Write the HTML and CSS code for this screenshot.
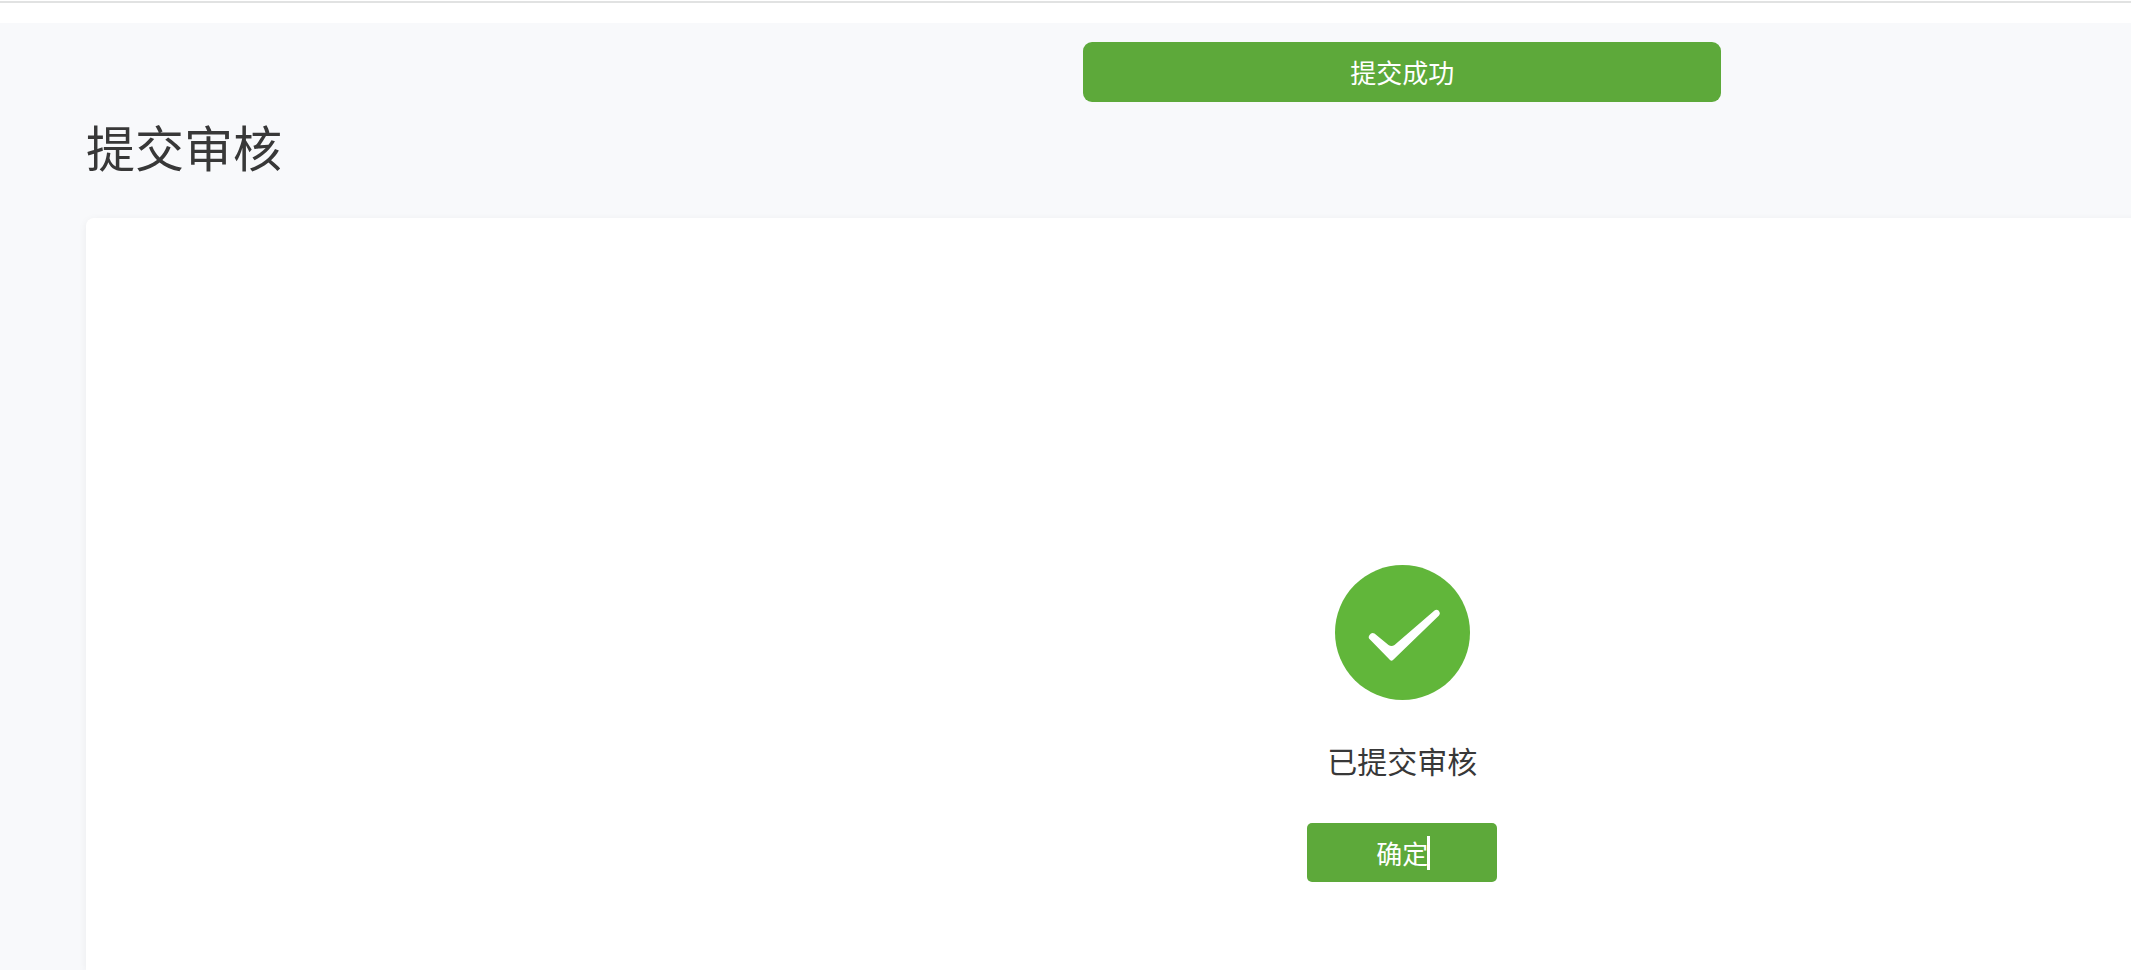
FILE: index.html
```html
<!DOCTYPE html>
<html lang="zh-CN">
<head>
<meta charset="utf-8">
<meta name="viewport" content="width=device-width, initial-scale=1">
<title>提交审核</title>
<link rel="stylesheet" href="styles.css">
</head>
<body>
<div class="viewport">
  <div class="page">
    <header class="topbar"></header>
    <div class="toast" role="status">提交成功</div>
    <main class="content">
      <h1 class="title">提交审核</h1>
      <section class="card">
        <svg class="icon" viewBox="0 0 135 135" aria-hidden="true">
          <circle cx="67.5" cy="67.5" r="67.5" fill="#61b63a"/>
          <path d="M34 73.500Q33 72 34.500 70L36 68.500Q37.500 67.300 39.500 68.500L53.500 80Q56.500 82 59.500 80L99.500 45.500Q101.500 44 103.500 45.500L104.500 47Q105.500 48.500 104 50.500L58 95Q56.500 96.500 55 95Z" fill="#fff"/>
        </svg>
        <p class="message">已提交审核</p>
        <button class="confirm" type="button"><span class="label">确定<span class="caret"></span></span></button>
      </section>
    </main>
  </div>
</div>
</body>
</html>
```
FILE: styles.css
```css
* {
  box-sizing: border-box;
}

body {
  margin: 0;
  background: #f8f9fb;
  color: #383838;
  font-family: "Noto Sans CJK SC", sans-serif;
}

.viewport {
  height: 100vh;
  overflow: hidden;
}

/* The page is wider than the window; its right side is cut off. */
.page {
  position: relative;
  display: flex;
  flex-direction: column;
  width: 131.6%;
  min-height: 100%;
}

.topbar {
  height: 23px;
  border-top: 1px solid #fff;
  background: #fff;
}

.topbar::before {
  content: "";
  display: block;
  height: 2px;
  background: #e1e2e2;
}

.toast {
  position: absolute;
  top: 42px;
  left: 50%;
  width: 638px;
  transform: translateX(-50%);
  border-radius: 9px;
  background: #5da93a;
  color: #fff;
  font-size: 26px;
  line-height: 60px;
  text-align: center;
}

.content {
  display: flex;
  flex: 1;
  flex-direction: column;
  padding: 87px 86px 0;
}

.title {
  margin: 0 0 36px;
  font-size: 49px;
  font-weight: 400;
  line-height: 72px;
}

.card {
  display: flex;
  flex: 1;
  flex-direction: column;
  align-items: center;
  padding: 346px 40px 80px;
  border-radius: 8px 8px 0 0;
  background: #fff;
  box-shadow: 0 2px 8px rgba(0, 0, 0, 0.06);
}

.icon {
  width: 135px;
  height: 135px;
  margin-top: 1px;
}

.message {
  margin: 38px 0 40px;
  font-size: 30px;
  line-height: 45px;
}

.confirm {
  width: 190px;
  height: 59px;
  padding: 0;
  border: 0;
  border-radius: 5px;
  background: #5da93a;
  color: #fff;
  font-family: inherit;
  font-size: 26px;
  line-height: 58px;
}

.label {
  position: relative;
  display: inline-block;
}

.caret {
  position: absolute;
  top: 12px;
  right: -2px;
  width: 3px;
  height: 34px;
  background: #fff;
}
```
::::::
What is needed is an exact reproduction of the data, pictures excluded.

WORKED SOLUTION:
Write the HTML and CSS code for this screenshot.
FILE: index.html
```html
<!DOCTYPE html>
<html lang="zh-CN">
<head>
<meta charset="utf-8">
<meta name="viewport" content="width=device-width, initial-scale=1">
<title>提交审核</title>
<link rel="stylesheet" href="styles.css">
</head>
<body>
<div class="viewport">
  <div class="page">
    <header class="topbar"></header>
    <div class="toast" role="status">提交成功</div>
    <main class="content">
      <h1 class="title">提交审核</h1>
      <section class="card">
        <svg class="icon" viewBox="0 0 135 135" aria-hidden="true">
          <circle cx="67.5" cy="67.5" r="67.5" fill="#61b63a"/>
          <path d="M34 73.500Q33 72 34.500 70L36 68.500Q37.500 67.300 39.500 68.500L53.500 80Q56.500 82 59.500 80L99.500 45.500Q101.500 44 103.500 45.500L104.500 47Q105.500 48.500 104 50.500L58 95Q56.500 96.500 55 95Z" fill="#fff"/>
        </svg>
        <p class="message">已提交审核</p>
        <button class="confirm" type="button"><span class="label">确定<span class="caret"></span></span></button>
      </section>
    </main>
  </div>
</div>
</body>
</html>
```
FILE: styles.css
```css
* {
  box-sizing: border-box;
}

body {
  margin: 0;
  background: #f8f9fb;
  color: #383838;
  font-family: "Noto Sans CJK SC", sans-serif;
}

.viewport {
  height: 100vh;
  overflow: hidden;
}

/* The page is wider than the window; its right side is cut off. */
.page {
  position: relative;
  display: flex;
  flex-direction: column;
  width: 131.6%;
  min-height: 100%;
}

.topbar {
  height: 23px;
  border-top: 1px solid #fff;
  background: #fff;
}

.topbar::before {
  content: "";
  display: block;
  height: 2px;
  background: #e1e2e2;
}

.toast {
  position: absolute;
  top: 42px;
  left: 50%;
  width: 638px;
  transform: translateX(-50%);
  border-radius: 9px;
  background: #5da93a;
  color: #fff;
  font-size: 26px;
  line-height: 60px;
  text-align: center;
}

.content {
  display: flex;
  flex: 1;
  flex-direction: column;
  padding: 87px 86px 0;
}

.title {
  margin: 0 0 36px;
  font-size: 49px;
  font-weight: 400;
  line-height: 72px;
}

.card {
  display: flex;
  flex: 1;
  flex-direction: column;
  align-items: center;
  padding: 346px 40px 80px;
  border-radius: 8px 8px 0 0;
  background: #fff;
  box-shadow: 0 2px 8px rgba(0, 0, 0, 0.06);
}

.icon {
  width: 135px;
  height: 135px;
  margin-top: 1px;
}

.message {
  margin: 38px 0 40px;
  font-size: 30px;
  line-height: 45px;
}

.confirm {
  width: 190px;
  height: 59px;
  padding: 0;
  border: 0;
  border-radius: 5px;
  background: #5da93a;
  color: #fff;
  font-family: inherit;
  font-size: 26px;
  line-height: 58px;
}

.label {
  position: relative;
  display: inline-block;
}

.caret {
  position: absolute;
  top: 12px;
  right: -2px;
  width: 3px;
  height: 34px;
  background: #fff;
}
```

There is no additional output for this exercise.